Exercise aim
The lines from the beginning of the records below through the one holding "string; p: string;" are to be copied exactly; leave the pictures out.

Stored data
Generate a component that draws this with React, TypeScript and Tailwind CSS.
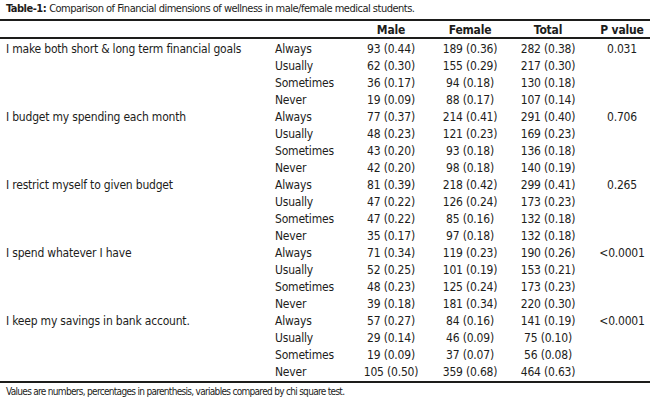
import React from "react";

type Row = { r: string; m: string; f: string; t: string };
type Group = { label: string; p: string; rows: Row[] };

const groups: Group[] = [
  {
    label: "I make both short & long term financial goals",
    p: "0.031",
    rows: [
      { r: "Always", m: "93 (0.44)", f: "189 (0.36)", t: "282 (0.38)" },
      { r: "Usually", m: "62 (0.30)", f: "155 (0.29)", t: "217 (0.30)" },
      { r: "Sometimes", m: "36 (0.17)", f: "94 (0.18)", t: "130 (0.18)" },
      { r: "Never", m: "19 (0.09)", f: "88 (0.17)", t: "107 (0.14)" },
    ],
  },
  {
    label: "I budget my spending each month",
    p: "0.706",
    rows: [
      { r: "Always", m: "77 (0.37)", f: "214 (0.41)", t: "291 (0.40)" },
      { r: "Usually", m: "48 (0.23)", f: "121 (0.23)", t: "169 (0.23)" },
      { r: "Sometimes", m: "43 (0.20)", f: "93 (0.18)", t: "136 (0.18)" },
      { r: "Never", m: "42 (0.20)", f: "98 (0.18)", t: "140 (0.19)" },
    ],
  },
  {
    label: "I restrict myself to given budget",
    p: "0.265",
    rows: [
      { r: "Always", m: "81 (0.39)", f: "218 (0.42)", t: "299 (0.41)" },
      { r: "Usually", m: "47 (0.22)", f: "126 (0.24)", t: "173 (0.23)" },
      { r: "Sometimes", m: "47 (0.22)", f: "85 (0.16)", t: "132 (0.18)" },
      { r: "Never", m: "35 (0.17)", f: "97 (0.18)", t: "132 (0.18)" },
    ],
  },
  {
    label: "I spend whatever I have",
    p: "<0.0001",
    rows: [
      { r: "Always", m: "71 (0.34)", f: "119 (0.23)", t: "190 (0.26)" },
      { r: "Usually", m: "52 (0.25)", f: "101 (0.19)", t: "153 (0.21)" },
      { r: "Sometimes", m: "48 (0.23)", f: "125 (0.24)", t: "173 (0.23)" },
      { r: "Never", m: "39 (0.18)", f: "181 (0.34)", t: "220 (0.30)" },
    ],
  },
  {
    label: "I keep my savings in bank account.",
    p: "<0.0001",
    rows: [
      { r: "Always", m: "57 (0.27)", f: "84 (0.16)", t: "141 (0.19)" },
      { r: "Usually", m: "29 (0.14)", f: "46 (0.09)", t: "75 (0.10)" },
      { r: "Sometimes", m: "19 (0.09)", f: "37 (0.07)", t: "56 (0.08)" },
      { r: "Never", m: "105 (0.50)", f: "359 (0.68)", t: "464 (0.63)" },
    ],
  },
];

const font = {
  fontFamily:
    "'Liberation Sans Narrow', 'Arial Narrow', 'DejaVu Sans Condensed', 'Liberation Sans', sans-serif",
  fontStretch: "condensed" as const,
};

const gridCols = "grid grid-cols-[275px_75px_82px_76px_80px_62px]";

export default function App() {
  return (
    <div
      className="w-[650px] h-[403px] bg-white text-[#1d1d1b] text-[12px] tracking-[-0.2px] overflow-hidden"
      style={font}
    >
      <div className="h-[19px] pl-[6px] flex items-center text-[11px] tracking-[-0.5px]">
        <span className="font-bold">Table-1:</span>
        <span className="ml-[3px]">
          Comparison of Financial dimensions of wellness in male/female medical students.
        </span>
      </div>
      <div className="h-[2px] bg-[#1d1d1b]" />
      <div className={`${gridCols} h-[16px] items-center font-bold`}>
        <div />
        <div />
        <div className="text-center">Male</div>
        <div className="text-center">Female</div>
        <div className="text-center">Total</div>
        <div className="text-center pl-[6px]">P value</div>
      </div>
      <div className="h-[1.5px] bg-[#1d1d1b]" />
      <div className="pt-[1px]">
        {groups.map((g, gi) =>
          g.rows.map((row, ri) => (
            <div key={`${gi}-${ri}`} className={`${gridCols} h-[17px] items-center`}>
              <div className="pl-[6px] whitespace-nowrap">{ri === 0 ? g.label : ""}</div>
              <div>{row.r}</div>
              <div className="text-center">{row.m}</div>
              <div className="text-center">{row.f}</div>
              <div className="text-center">{row.t}</div>
              <div className="text-center pl-[6px]">{ri === 0 ? g.p : ""}</div>
            </div>
          ))
        )}
      </div>
      <div className="h-[2px] bg-[#1d1d1b] mt-[1px]" />
      <div className="pl-[6px] h-[18px] flex items-center text-[10px] tracking-[-0.7px]">
        Values are numbers, percentages in parenthesis, variables compared by chi square test.
      </div>
    </div>
  );
}
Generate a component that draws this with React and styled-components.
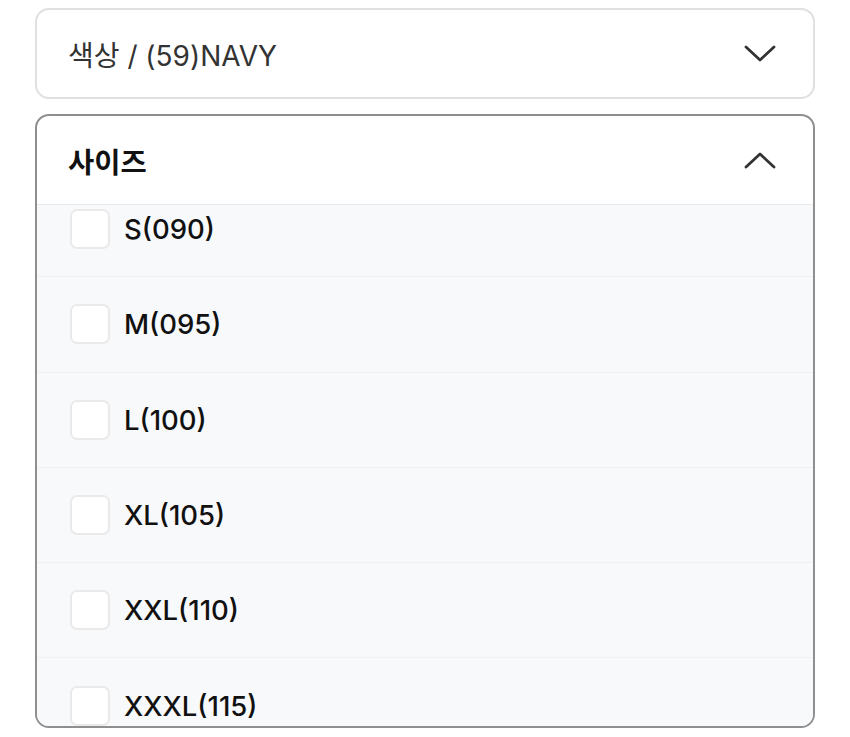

Response
Generate a component that draws this with React, TypeScript and Tailwind CSS.
import React from "react";

type Row = { r: string; m: string; f: string; t: string };
type Group = { label: string; p: string; rows: Row[] };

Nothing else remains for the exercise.